Порыв сирокко, итальянского ветра, выдул рукопись в окно, и роман исчез бесследно во мгновение ока.

Соболь сошел с ума. После месяца, проведенного в психиатрической лечебнице, Соболь уехал на родину, подавленный, угнетенный. В Москве его встретили весьма сердечно.

«ЗИФ» готовил полное собрание сочинений Соболя. Камерный театр поставил его «Рассказ о голубом покое». Пьесу назвали «Сирокко», она не один сезон шла в Камерном театре.

Но жизнь Соболя уже кончилась. Осенью 1926 года на Тверском бульваре, близ Никитских ворот, Соболь выстрелил себе в живот из револьвера и умер через несколько часов, не приходя в сознание. Пушкинская рана. Было не поздно сделать операцию, извлечь пулю, зашить кишки, но в 1926 году еще не было пенициллина и сульфамидов. Соболь умер.

Если Есенин и Соболь покидали жизнь из-за конфликта со временем, он был у Есенина мельче, у Соболя глубже, то смерть Рейснер была вовсе бессмысленна.

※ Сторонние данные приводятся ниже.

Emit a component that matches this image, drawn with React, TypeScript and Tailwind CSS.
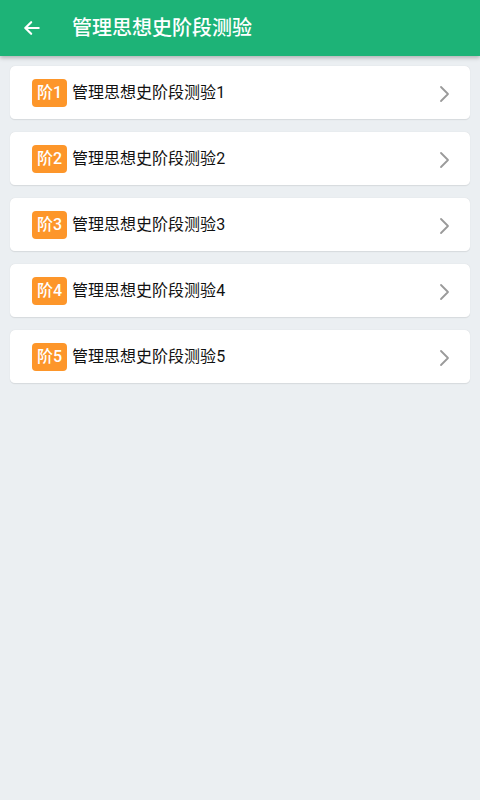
import React from "react";

const items = [1, 2, 3, 4, 5];

export default function App() {
  return (
    <div
      className="w-[480px] h-[800px] bg-[#ebeff2] flex flex-col"
      style={{ fontFamily: 'Roboto, "Noto Sans CJK SC", sans-serif' }}
    >
      <div className="h-[56px] bg-[#1db377] flex items-center shadow-[0_2px_4px_rgba(0,0,0,0.25)] relative z-10">
        <div className="w-[72px] flex items-center pl-[22px]">
          <svg width="20" height="20" viewBox="0 0 24 24" fill="none" stroke="white" strokeWidth="2.6" strokeLinecap="round" strokeLinejoin="round">
            <path d="M20 12H4.5" />
            <path d="M11 5l-7 7 7 7" />
          </svg>
        </div>
        <span className="text-white text-[20px] font-medium">管理思想史阶段测验</span>
      </div>
      <div className="flex flex-col gap-[12px] px-[10px] pt-[10px]">
        {items.map((n) => (
          <div
            key={n}
            className="h-[54px] bg-white rounded-[5px] border-b border-[#d8dcdf] shadow-[0_0_1px_rgba(0,0,0,0.15)] flex items-center pl-[22px] pr-[20px]"
          >
            <span className="h-[28px] px-[5px] rounded-[4px] bg-[#fd962a] text-white text-[16px] font-medium flex items-center justify-center">
              阶{n}
            </span>
            <span className="ml-[5px] text-[16px] text-[#111] font-normal">管理思想史阶段测验{n}</span>
            <svg className="ml-auto mt-[2px]" width="12" height="18" viewBox="0 0 12 18" fill="none" stroke="#9a9a9a" strokeWidth="1.8" strokeLinecap="round" strokeLinejoin="round">
              <path d="M3 2l7 7-7 7" />
            </svg>
          </div>
        ))}
      </div>
    </div>
  );
}
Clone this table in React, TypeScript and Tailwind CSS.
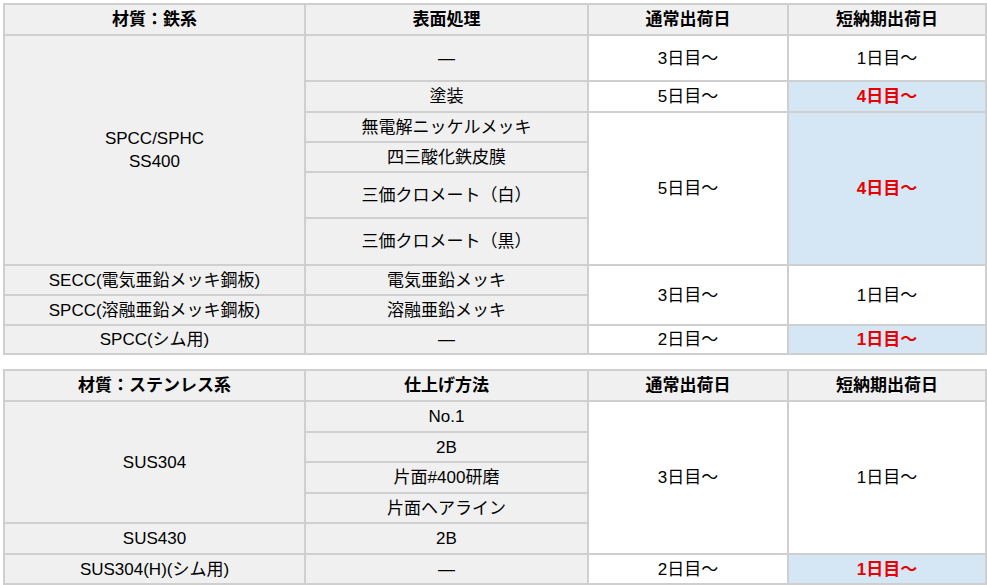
import React from "react";

const font = { fontFamily: '"Liberation Sans", "Noto Sans CJK JP", sans-serif' };

const G = "bg-[#f0f0f0]";
const W = "bg-white";
const B = "bg-[#d5e7f4]";
const base = "border-r-2 border-b-2 border-[#cfcfcf] text-center align-middle p-0 text-[17px] leading-[23px]";

function Td({
  children,
  bg = W,
  rs,
  red,
  bold,
}: {
  children?: React.ReactNode;
  bg?: string;
  rs?: number;
  red?: boolean;
  bold?: boolean;
}) {
  return (
    <td
      rowSpan={rs}
      className={`${base} ${bg} ${red ? "text-[#e80000] font-bold" : "text-black"} ${bold ? "font-bold" : ""}`}
    >
      {children}
    </td>
  );
}

function Head({ a, b }: { a: string; b: string }) {
  return (
    <tr className="h-[31px]">
      <Td bg={G} bold>{a}</Td>
      <Td bg={G} bold>{b}</Td>
      <Td bg={G} bold>通常出荷日</Td>
      <Td bg={G} bold>短納期出荷日</Td>
    </tr>
  );
}

function Cols() {
  return (
    <colgroup>
      <col className="w-[301px]" />
      <col className="w-[283px]" />
      <col className="w-[200px]" />
      <col className="w-[198px]" />
    </colgroup>
  );
}

export default function App() {
  return (
    <div className="bg-white w-[987px] h-[585px] pt-[3px] pl-[3px]" style={font}>
      <table className="table-fixed border-separate border-spacing-0 w-[984px] border-l-2 border-t-2 border-[#cfcfcf]">
        <Cols />
        <tbody>
          <Head a="材質：鉄系" b="表面処理" />
          <tr className="h-[46px]">
            <Td bg={G} rs={6}>
              SPCC/SPHC
              <br />
              SS400
            </Td>
            <Td bg={G}>—</Td>
            <Td>3日目～</Td>
            <Td>1日目～</Td>
          </tr>
          <tr className="h-[31px]">
            <Td bg={G}>塗装</Td>
            <Td>5日目～</Td>
            <Td bg={B} red>4日目～</Td>
          </tr>
          <tr className="h-[30px]">
            <Td bg={G}>無電解ニッケルメッキ</Td>
            <Td rs={4}>5日目～</Td>
            <Td bg={B} rs={4} red>4日目～</Td>
          </tr>
          <tr className="h-[30px]">
            <Td bg={G}>四三酸化鉄皮膜</Td>
          </tr>
          <tr className="h-[46px]">
            <Td bg={G}>三価クロメート（白）</Td>
          </tr>
          <tr className="h-[47px]">
            <Td bg={G}>三価クロメート（黒）</Td>
          </tr>
          <tr className="h-[30px]">
            <Td bg={G}>SECC(電気亜鉛メッキ鋼板)</Td>
            <Td bg={G}>電気亜鉛メッキ</Td>
            <Td rs={2}>3日目～</Td>
            <Td rs={2}>1日目～</Td>
          </tr>
          <tr className="h-[30px]">
            <Td bg={G}>SPCC(溶融亜鉛メッキ鋼板)</Td>
            <Td bg={G}>溶融亜鉛メッキ</Td>
          </tr>
          <tr className="h-[29px]">
            <Td bg={G}>SPCC(シム用)</Td>
            <Td bg={G}>—</Td>
            <Td>2日目～</Td>
            <Td bg={B} red>1日目～</Td>
          </tr>
        </tbody>
      </table>

      <table className="mt-[14px] table-fixed border-separate border-spacing-0 w-[984px] border-l-2 border-t-2 border-[#cfcfcf]">
        <Cols />
        <tbody>
          <Head a="材質：ステンレス系" b="仕上げ方法" />
          <tr className="h-[31px]">
            <Td bg={G} rs={4}>SUS304</Td>
            <Td bg={G}>No.1</Td>
            <Td rs={5}>3日目～</Td>
            <Td rs={5}>1日目～</Td>
          </tr>
          <tr className="h-[30px]">
            <Td bg={G}>2B</Td>
          </tr>
          <tr className="h-[31px]">
            <Td bg={G}>片面#400研磨</Td>
          </tr>
          <tr className="h-[30px]">
            <Td bg={G}>片面ヘアライン</Td>
          </tr>
          <tr className="h-[31px]">
            <Td bg={G}>SUS430</Td>
            <Td bg={G}>2B</Td>
          </tr>
          <tr className="h-[30px]">
            <Td bg={G}>SUS304(H)(シム用)</Td>
            <Td bg={G}>—</Td>
            <Td>2日目～</Td>
            <Td bg={B} red>1日目～</Td>
          </tr>
        </tbody>
      </table>
    </div>
  );
}
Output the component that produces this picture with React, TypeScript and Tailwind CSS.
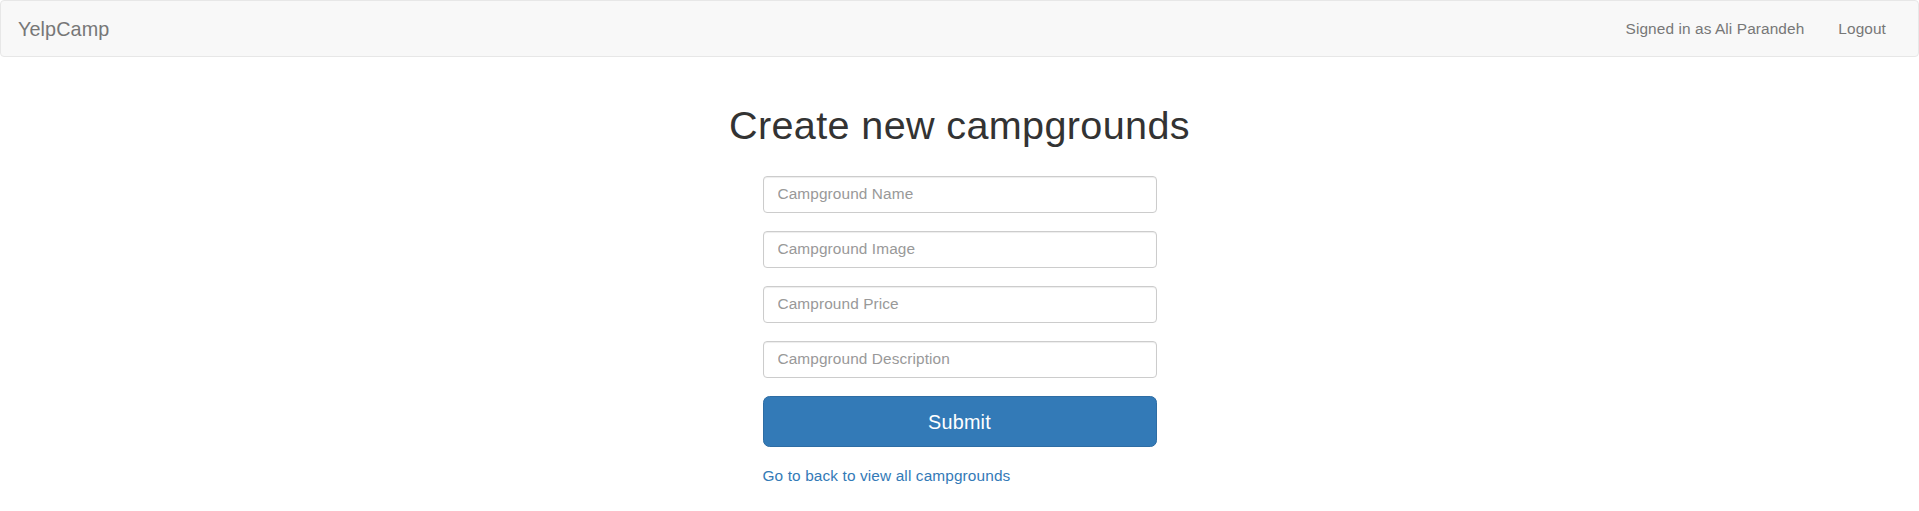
const fields = [
  "Campground Name",
  "Campground Image",
  "Campround Price",
  "Campground Description",
];

export default function App() {
  return (
    <div className="min-h-[511px] bg-white font-['Liberation_Sans',Arial,sans-serif] text-[#333]">
      <nav className="flex h-[57px] items-center justify-between rounded-[4px] border border-[#e7e7e7] bg-[#f8f8f8] pl-[17px] pr-[32px]">
        <a href="#" className="text-[19.8px] leading-[22px] tracking-[0.1px] text-[#777]">
          YelpCamp
        </a>
        <div className="flex items-center gap-[34px] text-[15.4px] leading-[22px] tracking-[0.1px] text-[#777]">
          <a href="#">Signed in as Ali Parandeh</a>
          <a href="#">Logout</a>
        </div>
      </nav>

      <div className="flex flex-col items-center">
        <h1 className="mt-[47px] text-[39.6px] font-normal leading-[1.1] tracking-[0.35px] text-[#333]">
          Create new campgrounds
        </h1>

        <form className="mt-[28px] flex w-[394px] flex-col gap-[18px]">
          {fields.map((f) => (
            <input
              key={f}
              type="text"
              placeholder={f}
              className="h-[37px] w-full rounded-[4px] border border-[#ccc] bg-white px-[14px] text-[15.4px] tracking-[0.1px] text-[#555] shadow-[inset_0_1px_1px_rgba(0,0,0,0.075)] outline-none placeholder:text-[#999]"
            />
          ))}
          <button
            type="button"
            className="h-[51px] w-full rounded-[6.6px] border border-[#2e6da4] bg-[#337ab7] pt-[4px] text-[19.8px] tracking-[0.2px] text-white"
          >
            Submit
          </button>
        </form>

        <div className="mt-[18px] w-[394px] text-[15.4px] leading-[22px] tracking-[0.12px]">
          <a href="#" className="text-[#337ab7]">
            Go to back to view all campgrounds
          </a>
        </div>
      </div>
    </div>
  );
}
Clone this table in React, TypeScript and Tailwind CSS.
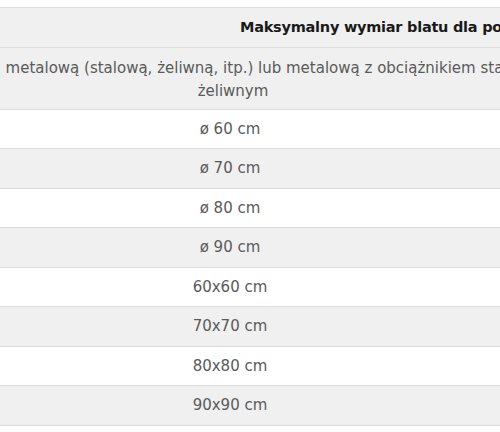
import React from "react";

const rows = [
  { label: "ø 60 cm", alt: false, h: "h-[39px]" },
  { label: "ø 70 cm", alt: true, h: "h-[40px]" },
  { label: "ø 80 cm", alt: false, h: "h-[39px]" },
  { label: "ø 90 cm", alt: true, h: "h-[40px]" },
  { label: "60x60 cm", alt: false, h: "h-[39px]" },
  { label: "70x70 cm", alt: true, h: "h-[40px]" },
  { label: "80x80 cm", alt: false, h: "h-[39px]" },
  { label: "90x90 cm", alt: true, h: "h-[40px]" },
];

export default function App() {
  return (
    <div
      className="w-[500px] h-[432px] overflow-hidden bg-white pt-[7px]"
      style={{ fontFamily: '"DejaVu Sans", Verdana, sans-serif' }}
    >
      <div className="w-[1000px] ml-[-270px] text-[15px] text-[#5a5a5a] border-b border-[#dcdcdc]">
        <div className="h-[40px] border-t border-[#dcdcdc] bg-[#f0f0f0] flex items-center pl-[510px] font-bold text-[14.5px] tracking-[-0.25px] text-[#1a1a1a] whitespace-nowrap">
          Maksymalny wymiar blatu dla podstawy
        </div>
        <div className="h-[62px] border-t border-[#dcdcdc] bg-[#f0f0f0] flex flex-col items-center justify-center leading-[23px] text-center pt-[3px]">
          <span className="whitespace-nowrap pl-[36px]">
            z podstawą metalową (stalową, żeliwną, itp.) lub metalową z obciążnikiem stalowym lub
          </span>
          <span className="whitespace-nowrap pl-[6px]">żeliwnym</span>
        </div>
        {rows.map((r) => (
          <div
            key={r.label}
            className={`${r.h} border-t border-[#dcdcdc] flex items-center justify-center ${
              r.alt ? "bg-[#f0f0f0]" : "bg-white"
            }`}
          >
            {r.label}
          </div>
        ))}
      </div>
    </div>
  );
}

Молодая женщина, надежда литературы, красавица, героиня Гражданской войны, двадцати девяти лет от роду умерла от брюшного тифа. Бред какой-то. Никто не верил. Но Рейснер умерла. Я видел ее несколько раз в редакциях журнала, на улице. На литературных диспутах она не бывала.

Я был на ее похоронах. Гроб стоял в Доме Печати на Никитском бульваре. Двор был весь забит народом – военными, дипломатами, писателями. Вынесли гроб, и последний раз мелькнули каштановые волосы, кольцами уложенные вокруг головы.

За гробом вели под руки Карла Радека[90]. Лицо его было почти зеленое, грязное, и неостанавливающиеся слезы проложили дорожку на щеках с рыжими бакенбардами.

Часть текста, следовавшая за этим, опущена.